Last week, I wrote my first ever book review, about “The Bonobo and the Atheist” and a lot of readers told me that they enjoyed it. Today, I’m trying my hand at writing review of an album that I have been listening to a lot lately. Unlike my fairly serious and intellectual background studying literature, my history with musical criticism pretty well starts and ends with rock critics who published a lot back in the seventies and eighties. Writers like Robert Palmer of the New York Times who helped drag my friends and I out of the mire of progressive rock and into the downtown clubs where we would hear acts like the Ramones; critics like Robert Christgau, Lance Loud, Patti Smith and the others who wrote for Circus Magazine; the writers at Rolling Stone, Cream and the Village Voice all helped me develop my appreciation for popular music and of the scene that surrounds it.
Later, in my thirties, I became a huge jazz fan. I’ve read as much as I could find about Miles, Coltrane, Monk and others from the fifties and sixties. I love their music and am a “serious” listener but, unlike my literary background, my understanding is purely as an educated fan and not one that comes from any formal study.
So, my loyal readers, here’s my first attempt at a album review. Please tell me if you like it and how I can make such better in the future.
I love great lyrics and, excepting for purely instrumental jazz and classical recordings, I tend toward acts whose words inspire, amuse, challenge embolden and effect me emotionally in many ways. My favorite lyricists include William Gilbert, Stephen Sondheim, Tom Lehrer, Lou Reed, Bruce Springsteen, Patti Smith, Buffy Sainte-Marie, George Jones, Joan Baez, Elvis Costello and many more. I judge all lyrics on a zero to Bob Dylan scale, as I consider him to be the greatest English language lyricist of my lifetime and I must say that the young Australian singer/songwriter Shelley Segal rates pretty high on my obviously subjective rating system.
I had the opportunity to meet and chat with Shelley at the recent Women in Secularism conference in DC. We recorded an interview for Pod Delusion, the podcast to which I contribute, she played a single song concert in my hotel room and we chatted and became friends over the afternoon we spent together in Washington. I must say, along with writing terrific songs and singing with strength and conviction, Shelley is also one of the nicest people I’ve met in years. Shelley’s kindness, generosity of spirit, intellect and sense of humor shine in person and in the lyrics to this terrific album.
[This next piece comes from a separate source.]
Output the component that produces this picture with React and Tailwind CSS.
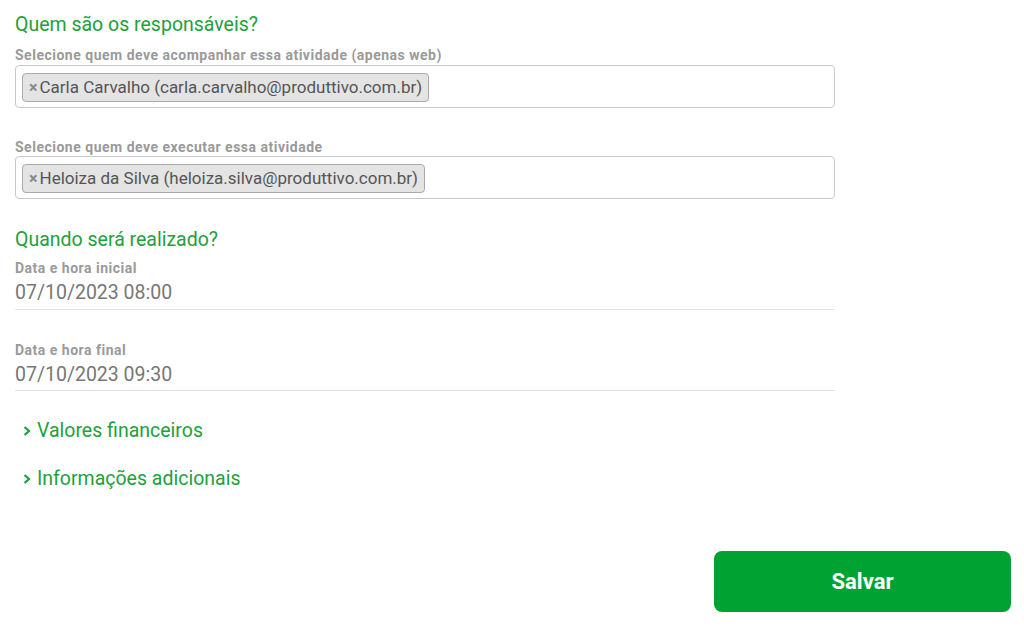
export default function App() {
  const font = { fontFamily: 'Roboto, "Liberation Sans", sans-serif' };

  return (
    <div className="w-[1024px] h-[635px] bg-white overflow-hidden" style={font}>
      <div className="w-[820px] ml-[15px] pt-[13px]">
        {/* Responsáveis */}
        <h2 className="text-[19.5px] leading-[24px] text-[#1ea03c]">Quem são os responsáveis?</h2>
        <label className="block mt-[9px] text-[14px] leading-[18px] font-bold tracking-[0.5px] text-[#9a9a9a]">
          Selecione quem deve acompanhar essa atividade (apenas web)
        </label>
        <div className="mt-[1px] h-[43px] border border-[#c8c8c8] rounded-[4px] px-[6px] pt-[7px]">
          <span className="inline-flex items-center h-[29px] px-[6px] bg-[#e4e4e4] border border-[#aaaaaa] rounded-[4px] text-[17px] text-[#555555]">
            <span className="text-[16px] font-bold text-[#888] mr-[2px]">×</span>
            Carla Carvalho (carla.carvalho@produttivo.com.br)
          </span>
        </div>

        <label className="block mt-[30px] text-[14px] leading-[18px] font-bold tracking-[0.5px] text-[#9a9a9a]">
          Selecione quem deve executar essa atividade
        </label>
        <div className="h-[43px] border border-[#c8c8c8] rounded-[4px] px-[6px] pt-[7px]">
          <span className="inline-flex items-center h-[29px] px-[6px] bg-[#e4e4e4] border border-[#aaaaaa] rounded-[4px] text-[17px] text-[#555555]">
            <span className="text-[16px] font-bold text-[#888] mr-[2px]">×</span>
            Heloiza da Silva (heloiza.silva@produttivo.com.br)
          </span>
        </div>

        {/* Quando */}
        <h2 className="mt-[29px] text-[19.5px] leading-[24px] text-[#1ea03c]">Quando será realizado?</h2>
        <label className="block mt-[7px] text-[14px] leading-[18px] font-bold tracking-[0.5px] text-[#9a9a9a]">
          Data e hora inicial
        </label>
        <div className="h-[33px] border-b border-[#e3e3e3] text-[19.5px] leading-[32px] text-[#777777]">
          07/10/2023 08:00
        </div>

        <label className="block mt-[31px] text-[14px] leading-[18px] font-bold tracking-[0.5px] text-[#9a9a9a]">
          Data e hora final
        </label>
        <div className="h-[32px] border-b border-[#e3e3e3] text-[19.5px] leading-[31px] text-[#777777]">
          07/10/2023 09:30
        </div>

        <div className="mt-[28px] ml-[7px] flex items-center gap-[5px] h-[24px] text-[19.5px] text-[#1ea03c]">
          <svg width="10" height="12" viewBox="0 0 10 12" fill="none">
            <path d="M2.5 2L7 6L2.5 10" stroke="#1ea03c" strokeWidth="2.2" />
          </svg>
          Valores financeiros
        </div>
        <div className="mt-[24px] ml-[7px] flex items-center gap-[5px] h-[24px] text-[19.5px] text-[#1ea03c]">
          <svg width="10" height="12" viewBox="0 0 10 12" fill="none">
            <path d="M2.5 2L7 6L2.5 10" stroke="#1ea03c" strokeWidth="2.2" />
          </svg>
          Informações adicionais
        </div>
      </div>

      <div className="flex justify-end pr-[13px] mt-[60px]">
        <button className="w-[297px] h-[61px] rounded-[8px] bg-[#00a332] text-white text-[22px] font-bold">
          Salvar
        </button>
      </div>
    </div>
  );
}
I first became aware of Shelley when I heard her interviewed on “The Atheist Nomads” podcast where I had been interviewed about accessibility and the skeptic, humanist, atheist and other related movements a few months earlier. Then, I heard Shelley interviewed on the outstanding, “Best Podcast” Occam Award winning “Token Skeptic” and, when I got the opportunity to meet her in DC, I asked and she generously agreed to do an interview with me for the two time Occam winning “Pod Delusion” podcast. After the interview, we had the opportunity to spend the afternoon together, a time I enjoyed immensely.
Singing With The Choir
Since returning from DC and having listened to this album repeatedly, I did what I typically do when I really enjoy something, I told my friends about the album and urged them to listen to it. Most everyone enjoyed it nearly as much as I did but the one criticism of Shelley’s work came in the question, “Isn’t she just preaching to the choir?” In my talk with Shelley, she addressed this question right away. She puts it into a different perspective by saying, “I’m not preaching to the choir; I’m singing with the choir.”
All throughout “An Atheist Album” I hear my own world view expressed in song. Did Shelley effect my opinion? Not in a dramatic manner, I was an atheist when I first heard the recording and I’m still an atheist so there was no conversion here. What I did hear, though, maybe for the first time in Shelley’s remarkable lyrical work was a sense that an artist can take my thoughts and express them in an elegant and entertaining fashion that raises one’s heart and consciousness at the same time. Shelley walks the fine line between poetry and philosophy with such grace and élan that I find myself referring to lines from her work to inspire me.
My favorite song on “An Atheist Album” is Shelley’s anthemic expression of goodness without god called “Gratitude.” I am often confronted by Christians who ask the question, “How can you be good without god? Without fear of punishment, what would stop people from killing and raping each other?”
My typical response to this query is, “I’ve already killed and raped all of the people I ever wanted to, a total of zero of either. I’m a ‘good’ person because I accept that being good is the best way to live. I don’t fear punishment and don’t think other people need punishment to motivate them to be good either.” Now, I can simply point people who ask such questions to “Gratitude” by Shelley Segal and tell them, “this pretty well sums it up in a manner far better than I could.”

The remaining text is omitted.